— GIVEN REQUEST —
Repeat the material verbatim and drop the pictures.

— DATASET CONTENT —

>>>>

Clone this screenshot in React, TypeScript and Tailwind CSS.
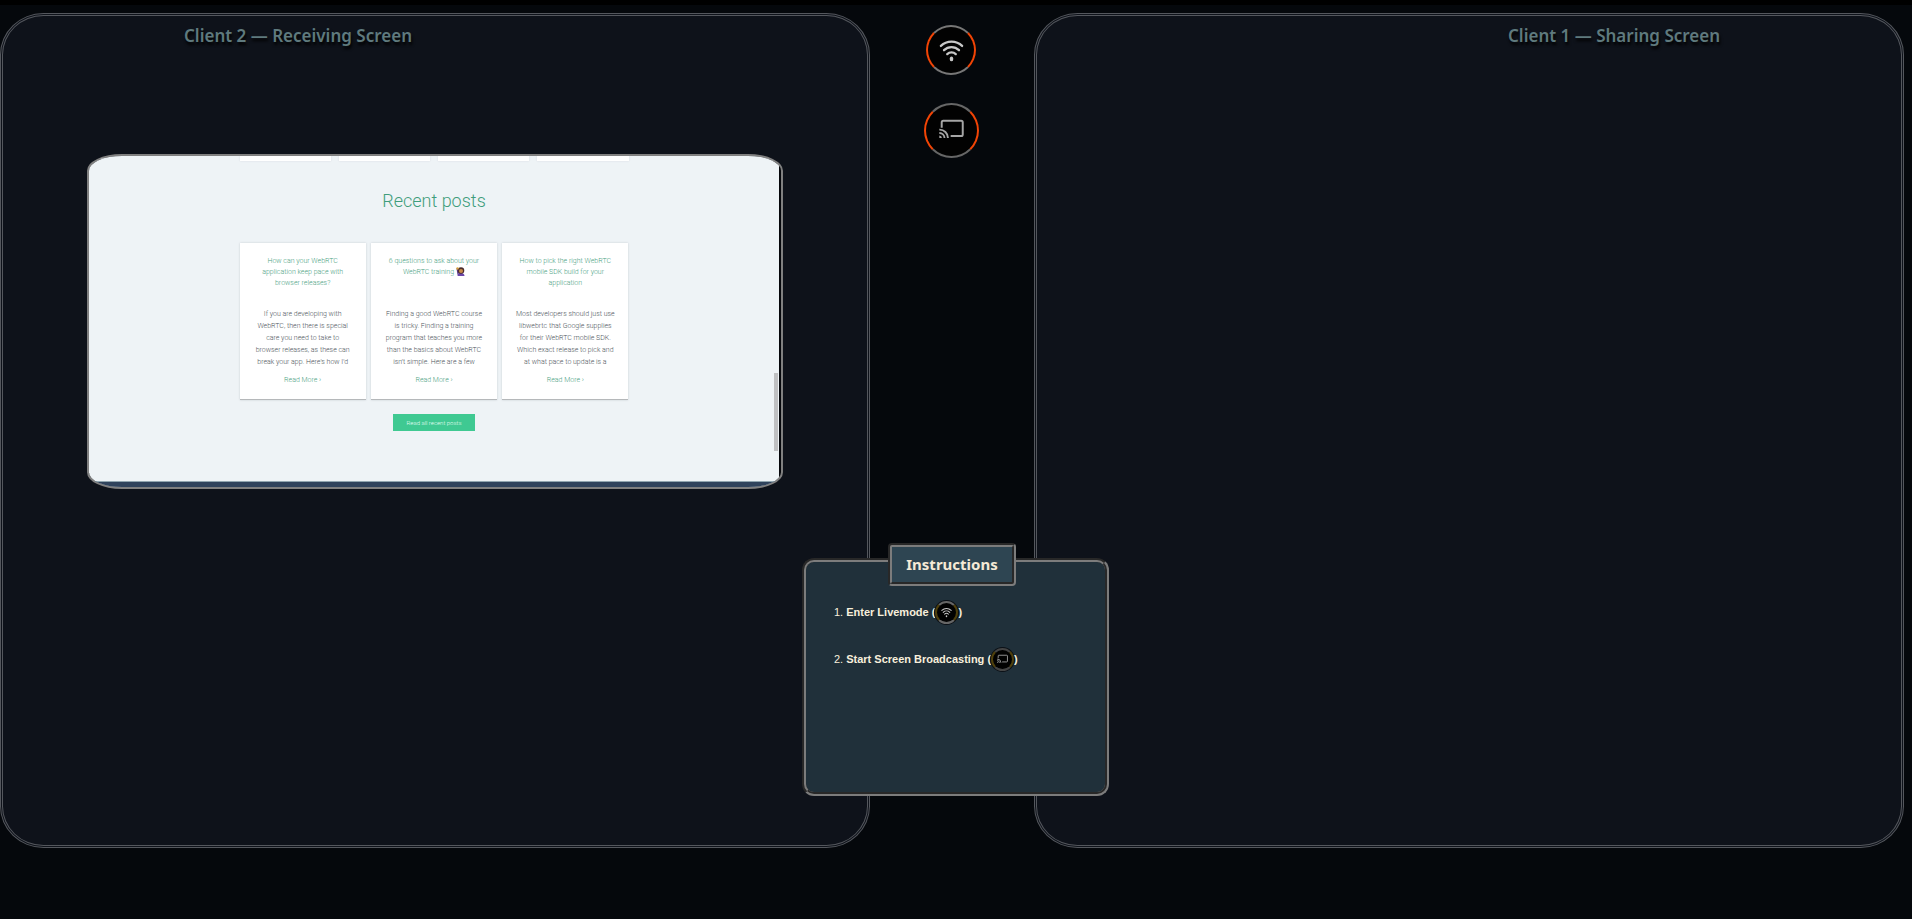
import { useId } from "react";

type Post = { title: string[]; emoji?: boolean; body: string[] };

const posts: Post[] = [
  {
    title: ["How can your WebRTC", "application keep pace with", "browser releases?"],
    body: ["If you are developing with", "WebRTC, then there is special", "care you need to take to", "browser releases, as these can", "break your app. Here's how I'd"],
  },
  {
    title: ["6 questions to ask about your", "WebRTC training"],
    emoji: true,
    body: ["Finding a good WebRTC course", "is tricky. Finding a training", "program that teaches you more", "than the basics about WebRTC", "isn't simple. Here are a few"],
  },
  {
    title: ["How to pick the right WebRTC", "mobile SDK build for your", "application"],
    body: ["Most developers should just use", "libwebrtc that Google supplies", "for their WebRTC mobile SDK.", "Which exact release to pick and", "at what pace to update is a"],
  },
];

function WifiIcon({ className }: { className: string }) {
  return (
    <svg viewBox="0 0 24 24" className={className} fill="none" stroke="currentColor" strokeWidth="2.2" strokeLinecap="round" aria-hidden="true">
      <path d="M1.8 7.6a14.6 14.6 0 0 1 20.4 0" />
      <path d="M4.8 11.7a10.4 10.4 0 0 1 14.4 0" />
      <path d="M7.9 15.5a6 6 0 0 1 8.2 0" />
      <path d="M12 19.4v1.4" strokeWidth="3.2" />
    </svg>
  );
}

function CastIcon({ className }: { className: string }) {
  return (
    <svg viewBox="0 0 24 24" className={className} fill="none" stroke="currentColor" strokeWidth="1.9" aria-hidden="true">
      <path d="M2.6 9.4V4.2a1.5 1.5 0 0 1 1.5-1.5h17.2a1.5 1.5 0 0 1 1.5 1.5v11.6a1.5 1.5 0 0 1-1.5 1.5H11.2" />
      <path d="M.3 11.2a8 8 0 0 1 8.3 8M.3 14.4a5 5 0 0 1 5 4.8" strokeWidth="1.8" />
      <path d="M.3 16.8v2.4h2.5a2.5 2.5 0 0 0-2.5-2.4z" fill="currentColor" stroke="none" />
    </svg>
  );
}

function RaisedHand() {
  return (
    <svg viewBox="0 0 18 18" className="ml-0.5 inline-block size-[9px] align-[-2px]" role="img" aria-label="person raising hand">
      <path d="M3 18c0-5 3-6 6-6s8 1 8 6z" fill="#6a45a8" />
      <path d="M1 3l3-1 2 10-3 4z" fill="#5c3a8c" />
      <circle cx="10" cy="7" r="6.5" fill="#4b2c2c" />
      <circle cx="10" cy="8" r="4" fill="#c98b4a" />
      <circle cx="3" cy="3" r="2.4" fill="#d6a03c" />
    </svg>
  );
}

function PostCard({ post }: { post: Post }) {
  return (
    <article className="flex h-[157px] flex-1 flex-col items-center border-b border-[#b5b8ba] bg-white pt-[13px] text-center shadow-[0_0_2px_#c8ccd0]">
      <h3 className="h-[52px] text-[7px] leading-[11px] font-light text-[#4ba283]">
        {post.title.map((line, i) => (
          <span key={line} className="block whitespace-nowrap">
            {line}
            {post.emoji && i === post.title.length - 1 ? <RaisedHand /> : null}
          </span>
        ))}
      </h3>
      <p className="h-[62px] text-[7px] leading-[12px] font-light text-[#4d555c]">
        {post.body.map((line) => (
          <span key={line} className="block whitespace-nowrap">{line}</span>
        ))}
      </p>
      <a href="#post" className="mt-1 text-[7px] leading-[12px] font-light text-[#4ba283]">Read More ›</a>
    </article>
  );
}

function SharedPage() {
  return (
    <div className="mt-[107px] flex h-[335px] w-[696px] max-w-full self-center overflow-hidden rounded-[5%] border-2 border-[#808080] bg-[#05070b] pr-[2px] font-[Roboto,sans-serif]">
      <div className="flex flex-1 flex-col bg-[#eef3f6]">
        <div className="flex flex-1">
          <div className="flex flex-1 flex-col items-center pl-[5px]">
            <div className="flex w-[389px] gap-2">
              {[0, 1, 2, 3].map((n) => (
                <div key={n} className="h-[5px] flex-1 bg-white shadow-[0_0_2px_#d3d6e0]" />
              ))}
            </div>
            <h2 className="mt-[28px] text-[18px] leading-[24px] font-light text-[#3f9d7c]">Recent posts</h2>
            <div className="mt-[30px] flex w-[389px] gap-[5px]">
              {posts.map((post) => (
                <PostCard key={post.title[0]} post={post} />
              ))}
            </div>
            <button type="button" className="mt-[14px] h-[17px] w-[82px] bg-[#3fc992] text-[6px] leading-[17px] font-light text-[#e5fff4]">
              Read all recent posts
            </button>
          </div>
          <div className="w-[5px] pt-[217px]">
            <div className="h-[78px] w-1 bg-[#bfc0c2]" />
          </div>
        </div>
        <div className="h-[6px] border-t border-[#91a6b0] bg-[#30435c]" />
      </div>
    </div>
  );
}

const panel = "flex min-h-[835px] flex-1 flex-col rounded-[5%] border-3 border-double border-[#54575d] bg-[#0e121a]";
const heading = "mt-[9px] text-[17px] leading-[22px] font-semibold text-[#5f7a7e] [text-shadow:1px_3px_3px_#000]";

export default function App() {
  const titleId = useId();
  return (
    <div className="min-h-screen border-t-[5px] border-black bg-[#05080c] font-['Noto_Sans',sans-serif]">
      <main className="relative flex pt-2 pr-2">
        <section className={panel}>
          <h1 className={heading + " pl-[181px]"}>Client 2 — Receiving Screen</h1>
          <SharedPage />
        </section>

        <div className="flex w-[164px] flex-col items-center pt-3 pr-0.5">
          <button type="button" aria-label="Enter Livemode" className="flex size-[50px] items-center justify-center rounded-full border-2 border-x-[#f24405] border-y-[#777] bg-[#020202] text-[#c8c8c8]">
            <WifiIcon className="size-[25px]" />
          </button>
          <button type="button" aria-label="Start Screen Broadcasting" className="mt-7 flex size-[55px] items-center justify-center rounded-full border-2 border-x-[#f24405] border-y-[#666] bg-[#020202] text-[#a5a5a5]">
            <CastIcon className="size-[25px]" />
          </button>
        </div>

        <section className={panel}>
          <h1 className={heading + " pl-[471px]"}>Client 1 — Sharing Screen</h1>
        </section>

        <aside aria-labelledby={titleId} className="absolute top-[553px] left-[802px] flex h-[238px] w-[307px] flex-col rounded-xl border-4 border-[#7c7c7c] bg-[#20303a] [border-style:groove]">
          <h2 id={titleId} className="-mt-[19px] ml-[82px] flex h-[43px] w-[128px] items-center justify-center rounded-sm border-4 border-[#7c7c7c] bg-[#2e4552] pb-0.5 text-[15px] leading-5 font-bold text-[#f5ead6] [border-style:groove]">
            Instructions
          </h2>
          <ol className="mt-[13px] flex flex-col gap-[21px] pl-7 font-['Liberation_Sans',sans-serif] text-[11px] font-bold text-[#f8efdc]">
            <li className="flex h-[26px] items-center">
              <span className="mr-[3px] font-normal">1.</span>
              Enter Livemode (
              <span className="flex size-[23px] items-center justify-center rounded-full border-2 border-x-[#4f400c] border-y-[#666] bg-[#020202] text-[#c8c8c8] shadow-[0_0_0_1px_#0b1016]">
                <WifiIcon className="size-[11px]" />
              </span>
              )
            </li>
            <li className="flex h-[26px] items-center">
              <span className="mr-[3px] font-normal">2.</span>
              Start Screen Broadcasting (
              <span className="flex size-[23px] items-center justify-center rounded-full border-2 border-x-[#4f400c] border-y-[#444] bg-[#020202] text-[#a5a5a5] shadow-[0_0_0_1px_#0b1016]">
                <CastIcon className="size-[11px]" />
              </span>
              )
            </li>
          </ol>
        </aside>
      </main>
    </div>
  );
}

<<<<

— RESPONSE —
Clone this screenshot in React, TypeScript and Tailwind CSS.
import { useId } from "react";

type Post = { title: string[]; emoji?: boolean; body: string[] };

const posts: Post[] = [
  {
    title: ["How can your WebRTC", "application keep pace with", "browser releases?"],
    body: ["If you are developing with", "WebRTC, then there is special", "care you need to take to", "browser releases, as these can", "break your app. Here's how I'd"],
  },
  {
    title: ["6 questions to ask about your", "WebRTC training"],
    emoji: true,
    body: ["Finding a good WebRTC course", "is tricky. Finding a training", "program that teaches you more", "than the basics about WebRTC", "isn't simple. Here are a few"],
  },
  {
    title: ["How to pick the right WebRTC", "mobile SDK build for your", "application"],
    body: ["Most developers should just use", "libwebrtc that Google supplies", "for their WebRTC mobile SDK.", "Which exact release to pick and", "at what pace to update is a"],
  },
];

function WifiIcon({ className }: { className: string }) {
  return (
    <svg viewBox="0 0 24 24" className={className} fill="none" stroke="currentColor" strokeWidth="2.2" strokeLinecap="round" aria-hidden="true">
      <path d="M1.8 7.6a14.6 14.6 0 0 1 20.4 0" />
      <path d="M4.8 11.7a10.4 10.4 0 0 1 14.4 0" />
      <path d="M7.9 15.5a6 6 0 0 1 8.2 0" />
      <path d="M12 19.4v1.4" strokeWidth="3.2" />
    </svg>
  );
}

function CastIcon({ className }: { className: string }) {
  return (
    <svg viewBox="0 0 24 24" className={className} fill="none" stroke="currentColor" strokeWidth="1.9" aria-hidden="true">
      <path d="M2.6 9.4V4.2a1.5 1.5 0 0 1 1.5-1.5h17.2a1.5 1.5 0 0 1 1.5 1.5v11.6a1.5 1.5 0 0 1-1.5 1.5H11.2" />
      <path d="M.3 11.2a8 8 0 0 1 8.3 8M.3 14.4a5 5 0 0 1 5 4.8" strokeWidth="1.8" />
      <path d="M.3 16.8v2.4h2.5a2.5 2.5 0 0 0-2.5-2.4z" fill="currentColor" stroke="none" />
    </svg>
  );
}

function RaisedHand() {
  return (
    <svg viewBox="0 0 18 18" className="ml-0.5 inline-block size-[9px] align-[-2px]" role="img" aria-label="person raising hand">
      <path d="M3 18c0-5 3-6 6-6s8 1 8 6z" fill="#6a45a8" />
      <path d="M1 3l3-1 2 10-3 4z" fill="#5c3a8c" />
      <circle cx="10" cy="7" r="6.5" fill="#4b2c2c" />
      <circle cx="10" cy="8" r="4" fill="#c98b4a" />
      <circle cx="3" cy="3" r="2.4" fill="#d6a03c" />
    </svg>
  );
}

function PostCard({ post }: { post: Post }) {
  return (
    <article className="flex h-[157px] flex-1 flex-col items-center border-b border-[#b5b8ba] bg-white pt-[13px] text-center shadow-[0_0_2px_#c8ccd0]">
      <h3 className="h-[52px] text-[7px] leading-[11px] font-light text-[#4ba283]">
        {post.title.map((line, i) => (
          <span key={line} className="block whitespace-nowrap">
            {line}
            {post.emoji && i === post.title.length - 1 ? <RaisedHand /> : null}
          </span>
        ))}
      </h3>
      <p className="h-[62px] text-[7px] leading-[12px] font-light text-[#4d555c]">
        {post.body.map((line) => (
          <span key={line} className="block whitespace-nowrap">{line}</span>
        ))}
      </p>
      <a href="#post" className="mt-1 text-[7px] leading-[12px] font-light text-[#4ba283]">Read More ›</a>
    </article>
  );
}

function SharedPage() {
  return (
    <div className="mt-[107px] flex h-[335px] w-[696px] max-w-full self-center overflow-hidden rounded-[5%] border-2 border-[#808080] bg-[#05070b] pr-[2px] font-[Roboto,sans-serif]">
      <div className="flex flex-1 flex-col bg-[#eef3f6]">
        <div className="flex flex-1">
          <div className="flex flex-1 flex-col items-center pl-[5px]">
            <div className="flex w-[389px] gap-2">
              {[0, 1, 2, 3].map((n) => (
                <div key={n} className="h-[5px] flex-1 bg-white shadow-[0_0_2px_#d3d6e0]" />
              ))}
            </div>
            <h2 className="mt-[28px] text-[18px] leading-[24px] font-light text-[#3f9d7c]">Recent posts</h2>
            <div className="mt-[30px] flex w-[389px] gap-[5px]">
              {posts.map((post) => (
                <PostCard key={post.title[0]} post={post} />
              ))}
            </div>
            <button type="button" className="mt-[14px] h-[17px] w-[82px] bg-[#3fc992] text-[6px] leading-[17px] font-light text-[#e5fff4]">
              Read all recent posts
            </button>
          </div>
          <div className="w-[5px] pt-[217px]">
            <div className="h-[78px] w-1 bg-[#bfc0c2]" />
          </div>
        </div>
        <div className="h-[6px] border-t border-[#91a6b0] bg-[#30435c]" />
      </div>
    </div>
  );
}

const panel = "flex min-h-[835px] flex-1 flex-col rounded-[5%] border-3 border-double border-[#54575d] bg-[#0e121a]";
const heading = "mt-[9px] text-[17px] leading-[22px] font-semibold text-[#5f7a7e] [text-shadow:1px_3px_3px_#000]";

export default function App() {
  const titleId = useId();
  return (
    <div className="min-h-screen border-t-[5px] border-black bg-[#05080c] font-['Noto_Sans',sans-serif]">
      <main className="relative flex pt-2 pr-2">
        <section className={panel}>
          <h1 className={heading + " pl-[181px]"}>Client 2 — Receiving Screen</h1>
          <SharedPage />
        </section>

        <div className="flex w-[164px] flex-col items-center pt-3 pr-0.5">
          <button type="button" aria-label="Enter Livemode" className="flex size-[50px] items-center justify-center rounded-full border-2 border-x-[#f24405] border-y-[#777] bg-[#020202] text-[#c8c8c8]">
            <WifiIcon className="size-[25px]" />
          </button>
          <button type="button" aria-label="Start Screen Broadcasting" className="mt-7 flex size-[55px] items-center justify-center rounded-full border-2 border-x-[#f24405] border-y-[#666] bg-[#020202] text-[#a5a5a5]">
            <CastIcon className="size-[25px]" />
          </button>
        </div>

        <section className={panel}>
          <h1 className={heading + " pl-[471px]"}>Client 1 — Sharing Screen</h1>
        </section>

        <aside aria-labelledby={titleId} className="absolute top-[553px] left-[802px] flex h-[238px] w-[307px] flex-col rounded-xl border-4 border-[#7c7c7c] bg-[#20303a] [border-style:groove]">
          <h2 id={titleId} className="-mt-[19px] ml-[82px] flex h-[43px] w-[128px] items-center justify-center rounded-sm border-4 border-[#7c7c7c] bg-[#2e4552] pb-0.5 text-[15px] leading-5 font-bold text-[#f5ead6] [border-style:groove]">
            Instructions
          </h2>
          <ol className="mt-[13px] flex flex-col gap-[21px] pl-7 font-['Liberation_Sans',sans-serif] text-[11px] font-bold text-[#f8efdc]">
            <li className="flex h-[26px] items-center">
              <span className="mr-[3px] font-normal">1.</span>
              Enter Livemode (
              <span className="flex size-[23px] items-center justify-center rounded-full border-2 border-x-[#4f400c] border-y-[#666] bg-[#020202] text-[#c8c8c8] shadow-[0_0_0_1px_#0b1016]">
                <WifiIcon className="size-[11px]" />
              </span>
              )
            </li>
            <li className="flex h-[26px] items-center">
              <span className="mr-[3px] font-normal">2.</span>
              Start Screen Broadcasting (
              <span className="flex size-[23px] items-center justify-center rounded-full border-2 border-x-[#4f400c] border-y-[#444] bg-[#020202] text-[#a5a5a5] shadow-[0_0_0_1px_#0b1016]">
                <CastIcon className="size-[11px]" />
              </span>
              )
            </li>
          </ol>
        </aside>
      </main>
    </div>
  );
}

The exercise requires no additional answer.